Omit any picture, and return the remaining data exactly as written.
━━━━
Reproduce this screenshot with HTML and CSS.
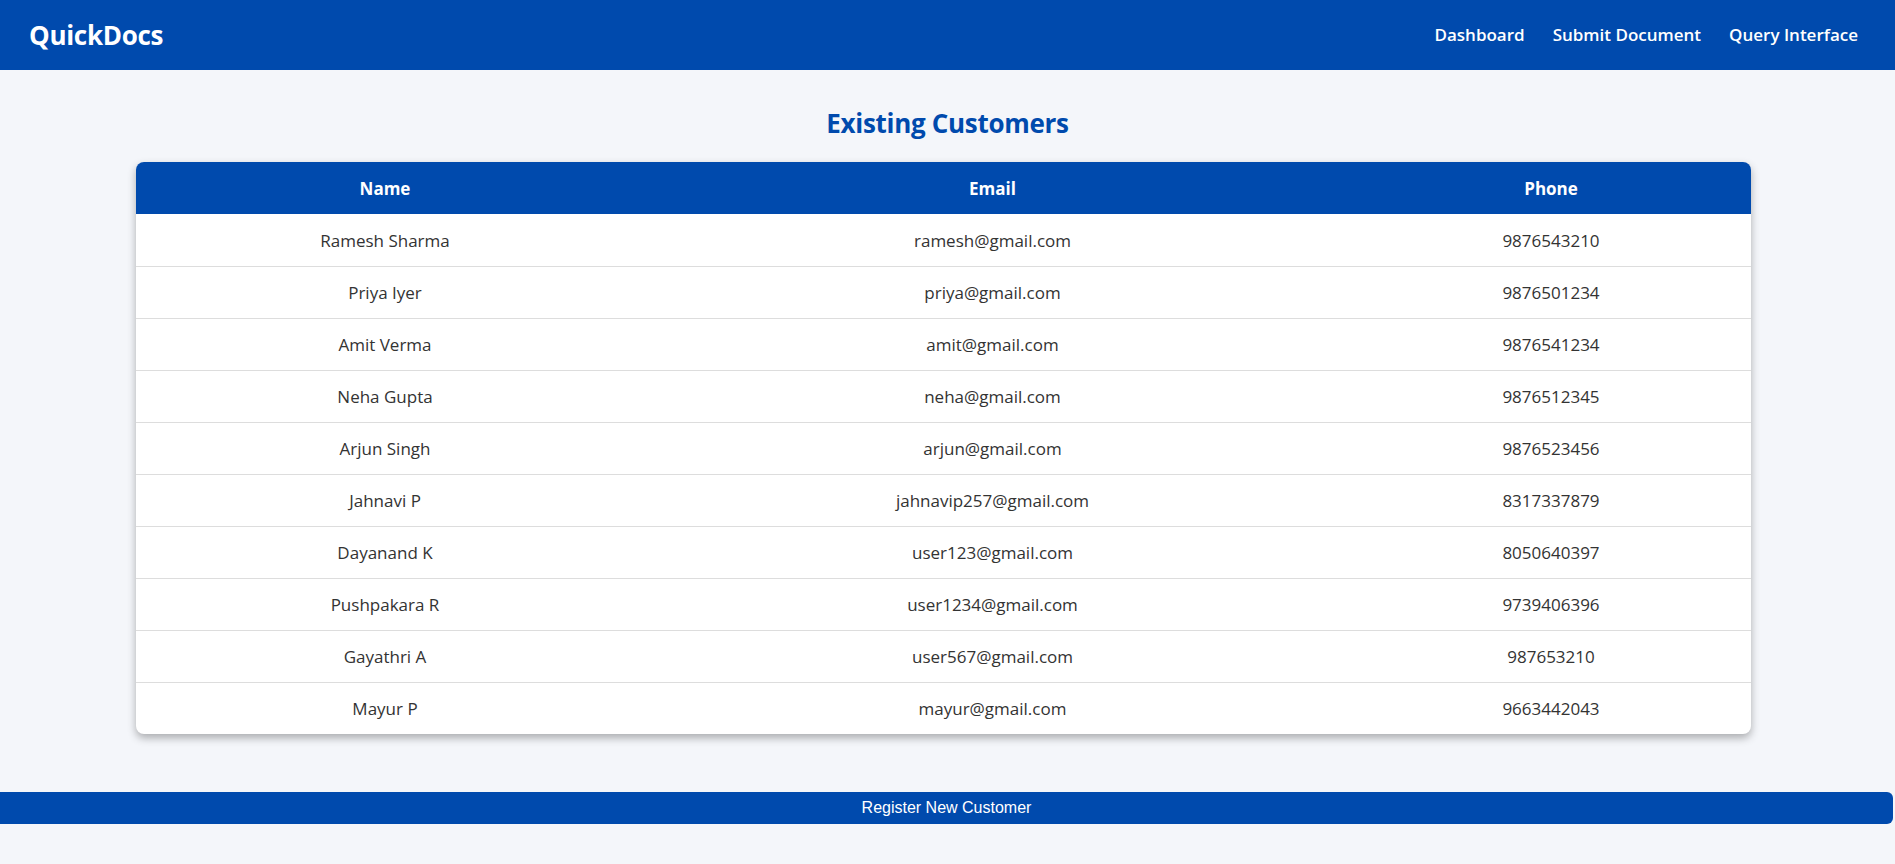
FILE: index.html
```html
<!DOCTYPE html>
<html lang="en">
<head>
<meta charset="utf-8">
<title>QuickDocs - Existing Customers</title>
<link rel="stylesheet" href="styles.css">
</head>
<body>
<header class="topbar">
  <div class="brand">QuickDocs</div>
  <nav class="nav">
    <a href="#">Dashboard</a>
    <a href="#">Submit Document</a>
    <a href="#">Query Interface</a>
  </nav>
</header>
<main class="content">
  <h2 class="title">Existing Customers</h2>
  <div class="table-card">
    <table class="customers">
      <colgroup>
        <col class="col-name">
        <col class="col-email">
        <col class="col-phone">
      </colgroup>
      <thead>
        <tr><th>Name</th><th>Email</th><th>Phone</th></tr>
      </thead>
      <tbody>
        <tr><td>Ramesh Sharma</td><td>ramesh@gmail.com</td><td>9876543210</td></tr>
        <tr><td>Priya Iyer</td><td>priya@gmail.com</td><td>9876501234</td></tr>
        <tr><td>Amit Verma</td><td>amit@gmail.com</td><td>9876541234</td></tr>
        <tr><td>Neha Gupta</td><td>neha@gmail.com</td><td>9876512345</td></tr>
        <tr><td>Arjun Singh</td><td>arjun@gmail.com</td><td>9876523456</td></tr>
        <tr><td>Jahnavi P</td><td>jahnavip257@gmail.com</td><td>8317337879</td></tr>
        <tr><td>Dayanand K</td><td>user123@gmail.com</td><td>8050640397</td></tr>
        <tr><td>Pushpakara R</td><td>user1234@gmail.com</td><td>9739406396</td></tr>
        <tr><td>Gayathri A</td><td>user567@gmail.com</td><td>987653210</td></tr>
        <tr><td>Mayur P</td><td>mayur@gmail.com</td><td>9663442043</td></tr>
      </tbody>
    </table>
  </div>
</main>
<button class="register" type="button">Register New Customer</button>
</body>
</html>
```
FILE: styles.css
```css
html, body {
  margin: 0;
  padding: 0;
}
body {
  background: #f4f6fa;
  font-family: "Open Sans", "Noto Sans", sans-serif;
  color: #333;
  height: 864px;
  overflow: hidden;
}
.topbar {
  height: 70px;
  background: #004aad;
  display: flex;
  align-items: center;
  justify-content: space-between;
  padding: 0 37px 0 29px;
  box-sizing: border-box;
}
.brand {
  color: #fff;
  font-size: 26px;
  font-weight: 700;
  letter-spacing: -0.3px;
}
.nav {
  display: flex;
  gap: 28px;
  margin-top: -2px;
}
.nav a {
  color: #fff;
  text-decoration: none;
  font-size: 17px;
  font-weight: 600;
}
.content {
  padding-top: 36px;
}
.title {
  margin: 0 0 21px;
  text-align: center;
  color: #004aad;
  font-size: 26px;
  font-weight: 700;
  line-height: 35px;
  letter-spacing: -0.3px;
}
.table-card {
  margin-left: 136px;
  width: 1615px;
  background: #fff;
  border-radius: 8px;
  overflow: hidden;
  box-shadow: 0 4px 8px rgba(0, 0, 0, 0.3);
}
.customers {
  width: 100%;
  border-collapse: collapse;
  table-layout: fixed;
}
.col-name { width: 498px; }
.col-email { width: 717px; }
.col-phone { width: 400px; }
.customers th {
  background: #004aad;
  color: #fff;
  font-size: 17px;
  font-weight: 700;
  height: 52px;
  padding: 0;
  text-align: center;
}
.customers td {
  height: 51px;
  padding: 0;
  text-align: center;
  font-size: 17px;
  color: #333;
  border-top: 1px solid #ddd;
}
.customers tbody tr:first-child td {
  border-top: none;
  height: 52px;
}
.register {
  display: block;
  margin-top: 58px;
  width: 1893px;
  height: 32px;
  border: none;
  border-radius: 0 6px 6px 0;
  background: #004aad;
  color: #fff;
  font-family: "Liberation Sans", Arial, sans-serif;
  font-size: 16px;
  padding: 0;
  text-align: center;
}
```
━━━━
#### [EXERCISE RESULT]
Reproduce this screenshot with HTML and CSS.
FILE: index.html
```html
<!DOCTYPE html>
<html lang="en">
<head>
<meta charset="utf-8">
<title>QuickDocs - Existing Customers</title>
<link rel="stylesheet" href="styles.css">
</head>
<body>
<header class="topbar">
  <div class="brand">QuickDocs</div>
  <nav class="nav">
    <a href="#">Dashboard</a>
    <a href="#">Submit Document</a>
    <a href="#">Query Interface</a>
  </nav>
</header>
<main class="content">
  <h2 class="title">Existing Customers</h2>
  <div class="table-card">
    <table class="customers">
      <colgroup>
        <col class="col-name">
        <col class="col-email">
        <col class="col-phone">
      </colgroup>
      <thead>
        <tr><th>Name</th><th>Email</th><th>Phone</th></tr>
      </thead>
      <tbody>
        <tr><td>Ramesh Sharma</td><td>ramesh@gmail.com</td><td>9876543210</td></tr>
        <tr><td>Priya Iyer</td><td>priya@gmail.com</td><td>9876501234</td></tr>
        <tr><td>Amit Verma</td><td>amit@gmail.com</td><td>9876541234</td></tr>
        <tr><td>Neha Gupta</td><td>neha@gmail.com</td><td>9876512345</td></tr>
        <tr><td>Arjun Singh</td><td>arjun@gmail.com</td><td>9876523456</td></tr>
        <tr><td>Jahnavi P</td><td>jahnavip257@gmail.com</td><td>8317337879</td></tr>
        <tr><td>Dayanand K</td><td>user123@gmail.com</td><td>8050640397</td></tr>
        <tr><td>Pushpakara R</td><td>user1234@gmail.com</td><td>9739406396</td></tr>
        <tr><td>Gayathri A</td><td>user567@gmail.com</td><td>987653210</td></tr>
        <tr><td>Mayur P</td><td>mayur@gmail.com</td><td>9663442043</td></tr>
      </tbody>
    </table>
  </div>
</main>
<button class="register" type="button">Register New Customer</button>
</body>
</html>
```
FILE: styles.css
```css
html, body {
  margin: 0;
  padding: 0;
}
body {
  background: #f4f6fa;
  font-family: "Open Sans", "Noto Sans", sans-serif;
  color: #333;
  height: 864px;
  overflow: hidden;
}
.topbar {
  height: 70px;
  background: #004aad;
  display: flex;
  align-items: center;
  justify-content: space-between;
  padding: 0 37px 0 29px;
  box-sizing: border-box;
}
.brand {
  color: #fff;
  font-size: 26px;
  font-weight: 700;
  letter-spacing: -0.3px;
}
.nav {
  display: flex;
  gap: 28px;
  margin-top: -2px;
}
.nav a {
  color: #fff;
  text-decoration: none;
  font-size: 17px;
  font-weight: 600;
}
.content {
  padding-top: 36px;
}
.title {
  margin: 0 0 21px;
  text-align: center;
  color: #004aad;
  font-size: 26px;
  font-weight: 700;
  line-height: 35px;
  letter-spacing: -0.3px;
}
.table-card {
  margin-left: 136px;
  width: 1615px;
  background: #fff;
  border-radius: 8px;
  overflow: hidden;
  box-shadow: 0 4px 8px rgba(0, 0, 0, 0.3);
}
.customers {
  width: 100%;
  border-collapse: collapse;
  table-layout: fixed;
}
.col-name { width: 498px; }
.col-email { width: 717px; }
.col-phone { width: 400px; }
.customers th {
  background: #004aad;
  color: #fff;
  font-size: 17px;
  font-weight: 700;
  height: 52px;
  padding: 0;
  text-align: center;
}
.customers td {
  height: 51px;
  padding: 0;
  text-align: center;
  font-size: 17px;
  color: #333;
  border-top: 1px solid #ddd;
}
.customers tbody tr:first-child td {
  border-top: none;
  height: 52px;
}
.register {
  display: block;
  margin-top: 58px;
  width: 1893px;
  height: 32px;
  border: none;
  border-radius: 0 6px 6px 0;
  background: #004aad;
  color: #fff;
  font-family: "Liberation Sans", Arial, sans-serif;
  font-size: 16px;
  padding: 0;
  text-align: center;
}
```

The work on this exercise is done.